As a side issue, why don’t we use the word Bharat(a) more often? The Constitution has both India and Bharat, but the latter is rarely used. As a second side issue, the word “Hinduism” is best avoided, since every “ism” has a suggestion of dogma. In contrast, the suffix “tva” has connotation of truth in Sanskrit and therefore, Hindutva (as used in this book) is preferable to Hinduism.
To quote from the third lecture, “All those principles which bring about harmony, peace and progress in the life of mankind are included in this ‘Dharma’. On the sound basis of ‘Dharma’ then, we must proceed with the analysis of life as an integral whole. The longings for Dharma, Artha, Kama, and Moksha are inborn in man, and satisfaction. Of these four efforts too, we have thought in an integrated way.” That indeed is the crux of Integral Humanism, equilibrium and balance between the four purusharthas of dharma, artha, kama and moksha, as opposed to artha or kama alone.

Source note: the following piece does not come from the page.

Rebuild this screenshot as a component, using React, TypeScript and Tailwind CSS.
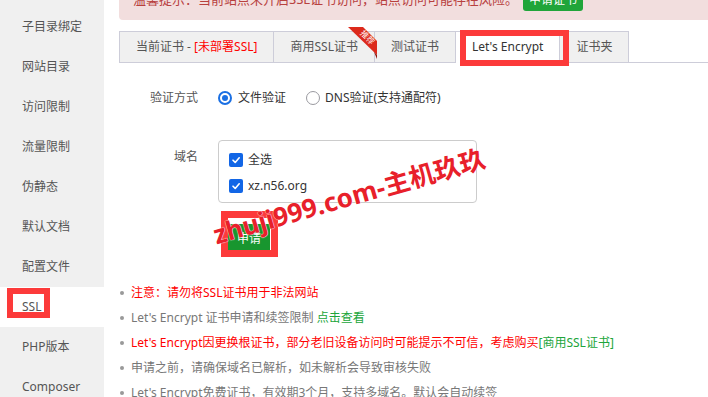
const sideItems = ["子目录绑定", "网站目录", "访问限制", "流量限制", "伪静态", "默认文档", "配置文件", "SSL", "PHP版本", "Composer"];

function Radio({ checked }: { checked?: boolean }) {
  if (checked) {
    return (
      <span className="flex h-[14px] w-[14px] shrink-0 items-center justify-center rounded-full border-[2px] border-[#1a6fe3] bg-white">
        <span className="h-[6px] w-[6px] rounded-full bg-[#1a6fe3]" />
      </span>
    );
  }
  return <span className="block h-[14px] w-[14px] shrink-0 rounded-full border-[1.5px] border-[#9a9aa0] bg-white" />;
}

function Checkbox() {
  return (
    <span className="flex h-[14px] w-[14px] shrink-0 items-center justify-center rounded-[2px] bg-[#1266e6]">
      <svg width="10" height="10" viewBox="0 0 10 10">
        <path d="M2 5.2 L4.2 7.4 L8.2 2.8" fill="none" stroke="#fff" strokeWidth="1.6" strokeLinecap="round" strokeLinejoin="round" />
      </svg>
    </span>
  );
}

export default function App() {
  return (
    <div className="relative h-[397px] w-[708px] overflow-hidden bg-white font-['Noto_Sans','Noto_Sans_CJK_SC',sans-serif] text-[12px]">
      <div className="flex">
        {/* sidebar */}
        <div className="h-[397px] w-[104px] shrink-0 bg-[#f0f0f0] pt-[7px]">
          {sideItems.map((s) => (
            <div key={s} className={`h-[40px] pl-[22px] leading-[40px] text-[#555] ${s === "SSL" ? "bg-white" : ""}`}>
              {s}
            </div>
          ))}
        </div>

        <div className="min-w-0 flex-1 pl-[15px]">
          {/* alert */}
          <div className="-mt-[20px] flex h-[40px] w-[640px] items-center rounded-[4px] bg-[#f2dede] pl-[14px] text-[13px] text-[#b8413f] whitespace-nowrap">
            <span>温馨提示：当前站点未开启SSL证书访问，站点访问可能存在风险。</span>
            <span className="ml-[5px] h-[22px] rounded-[3px] bg-[#20a53a] px-[6px] text-[12px] leading-[22px] text-white">申请证书</span>
          </div>

          {/* tabs */}
          <div className="mt-[11px] flex border-b border-[#cdcdd9] text-[#555] whitespace-nowrap">
            <div className="h-[31px] border-l border-r border-t border-[#cdcdd9] bg-[#f0f0f0] px-[16px] leading-[30px]">
              当前证书 - <span className="text-[#f00]">[未部署SSL]</span>
            </div>
            <div className="relative h-[31px] border-r border-t border-[#cdcdd9] bg-[#f0f0f0] px-[16px] leading-[30px]">
              商用SSL证书
              <svg className="absolute left-[74px] top-[-5px]" width="30" height="34" viewBox="0 0 30 34">
                <polygon points="0,0 15,0 29,14 29,28" fill="#dc2a1c" />
                <polygon points="26,25 29,28 29,32" fill="#8e160e" />
                <text x="0" y="0" fill="#fff" fontSize="8" textAnchor="middle" transform="translate(17.5 12.5) rotate(45)">推荐</text>
              </svg>
            </div>
            <div className="h-[31px] border-r border-t border-[#cdcdd9] bg-[#f0f0f0] px-[16px] leading-[30px]">测试证书</div>
            <div className="-mb-px h-[32px] border-r border-t border-[#cdcdd9] bg-white px-[16px] leading-[30px] text-[#333]">Let's Encrypt</div>
            <div className="h-[31px] border-r border-t border-[#cdcdd9] bg-[#f0f0f0] px-[16px] leading-[30px]">证书夹</div>
          </div>

          {/* verify method */}
          <div className="mt-[25px] flex h-[20px] items-center">
            <div className="w-[79px] text-right text-[#555]">验证方式</div>
            <div className="ml-[20px] flex items-center text-[#333]">
              <Radio checked />
              <span className="ml-[6px]">文件验证</span>
              <span className="ml-[20px]">
                <Radio />
              </span>
              <span className="ml-[5px]">DNS验证(支持通配符)</span>
            </div>
          </div>

          {/* domains */}
          <div className="mt-[32px] flex items-start">
            <div className="mt-[7px] w-[79px] text-right leading-[20px] text-[#555]">域名</div>
            <div className="ml-[20px] h-[63px] w-[259px] rounded-[4px] border border-[#ccc] pl-[10px] pt-[6px] text-[#333]">
              <div className="flex h-[26px] items-center gap-[5px]">
                <Checkbox />
                <span>全选</span>
              </div>
              <div className="flex h-[26px] items-center gap-[5px]">
                <Checkbox />
                <span>xz.n56.org</span>
              </div>
            </div>
          </div>

          {/* submit */}
          <div className="ml-[109px] mt-[21px] flex h-[28px] w-[42px] items-center justify-center bg-[#18962f] pt-[2px] text-white">申请</div>

          {/* notes */}
          <ul className="mt-[28px] whitespace-nowrap">
            <li className="flex h-[25px] items-center text-[#f00]">
              <span className="ml-[1px] mr-[7px] h-[4px] w-[4px] rounded-full bg-[#999]" />
              注意：请勿将SSL证书用于非法网站
            </li>
            <li className="flex h-[25px] items-center text-[#777]">
              <span className="ml-[1px] mr-[7px] h-[4px] w-[4px] rounded-full bg-[#999]" />
              Let's Encrypt 证书申请和续签限制&nbsp;<span className="text-[#20a53a]">点击查看</span>
            </li>
            <li className="flex h-[25px] items-center text-[#f00]">
              <span className="ml-[1px] mr-[7px] h-[4px] w-[4px] rounded-full bg-[#999]" />
              Let's Encrypt因更换根证书，部分老旧设备访问时可能提示不可信，考虑购买<span className="text-[#20a53a]">[商用SSL证书]</span>
            </li>
            <li className="flex h-[25px] items-center text-[#777]">
              <span className="ml-[1px] mr-[7px] h-[4px] w-[4px] rounded-full bg-[#999]" />
              申请之前，请确保域名已解析，如未解析会导致审核失败
            </li>
            <li className="flex h-[25px] items-center text-[#777]">
              <span className="ml-[1px] mr-[7px] h-[4px] w-[4px] rounded-full bg-[#999]" />
              Let's Encrypt免费证书，有效期3个月，支持多域名。默认会自动续签
            </li>
          </ul>
        </div>
      </div>

      {/* annotation boxes */}
      <div className="pointer-events-none absolute left-[7px] top-[288px] h-[30px] w-[43px] border-[6px] border-[#fc3a3a]" />
      <div className="pointer-events-none absolute left-[460px] top-[30px] h-[36px] w-[109px] border-[6px] border-[#fc3a3a]" />
      <div className="pointer-events-none absolute left-[221px] top-[211px] h-[46px] w-[57px] border-[7px] border-[#fc3a3a]" />

      {/* watermark */}
      <div className="pointer-events-none absolute left-[349px] top-[196px] -translate-x-1/2 -translate-y-1/2 -rotate-[16deg] whitespace-nowrap text-[26px] font-bold leading-none text-[#e8202a] [text-shadow:0_0_1px_#fff,0_0_1px_#fff]">
        zhuji999.com-主机玖玖
      </div>
    </div>
  );
}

That third lecture also leads to the notion of the soul of the nation. “‘Chiti’ is the soul of the nation. On the strength of this ‘Chiti’, a nation arises, strong and virile if it is this ‘Chiti’ that is demonstrated in the actions of every great man of a nation.” As Madhav notes, this is reminiscent of what Swami Vivekananda said, though the latter did not use the word ‘Chiti’. His expression was the awakening of ‘rajas’.
The fourth lecture set out some objectives for the economy. To quote again, “Swadeshi and decentralisation are the two words which can briefly summarise the economic policy suitable for the present circumstances.” As expected of him, Madhav has authored a remarkable book, expanding on these principles. Personally, I find Deen Dayal Upandhyay’s third lecture to be the most profound. He delivered those lectures at a certain point in time. They had a historical context and were often reactive, reacting to the West, reacting to the socialism that was practiced. Would he have delivered them differently today? While this is a counter-factual, I think so. I think the third had elements that are more long-term.
A sentence from Madhav’s Preface will illustrate what I mean. “I have tried to look at his ideas from the prism of Western philosophical doctrines and contested many contemporary ideas in its light.” The Hindutva paradigm stands on its own, without using any other prism. Consider the word “governance”, used by the author in the Epilogue. Understandably, Deen Dayal Upadhyay didn’t use it. It wasn’t in currency then. Indeed, dharma isn’t religion. Dharma is that which holds up society and therefore, dharma is also about institutions of governance. In the two extreme typologies, under socialism, decisions are taken by the State, while under capitalism, decisions are taken by the market/individual. However, our texts (not just Kautilya) offered a third template of governance, with three layers of decision-making—the king/State, the community and the individual. This is also an important difference, not just the balance between the purusharthas. Since Madhav has pegged this book to Deen Dayal Upadhyay’s lectures, as delivered in 1965, he has probed the pillars of the king/State/nation and individual, ignoring that of the community. How else does one incorporate what the author has said about delivery of public goods (health, education, even physical infrastructure) through temples?
Polific as he is, I am sure Madhav will write another book, probing the ideas further, but ignoring the West. Hindutva stands on its own.
The Hindutva Paradigm: Integral Humanism and the Quest for a Non-Western View
By: Ram Madhav
Price: Rs 799
Bibek Debroy is the Chairman of the Prime Minister’s Economic Council and a Sanskrit scholar. The views expressed are personal.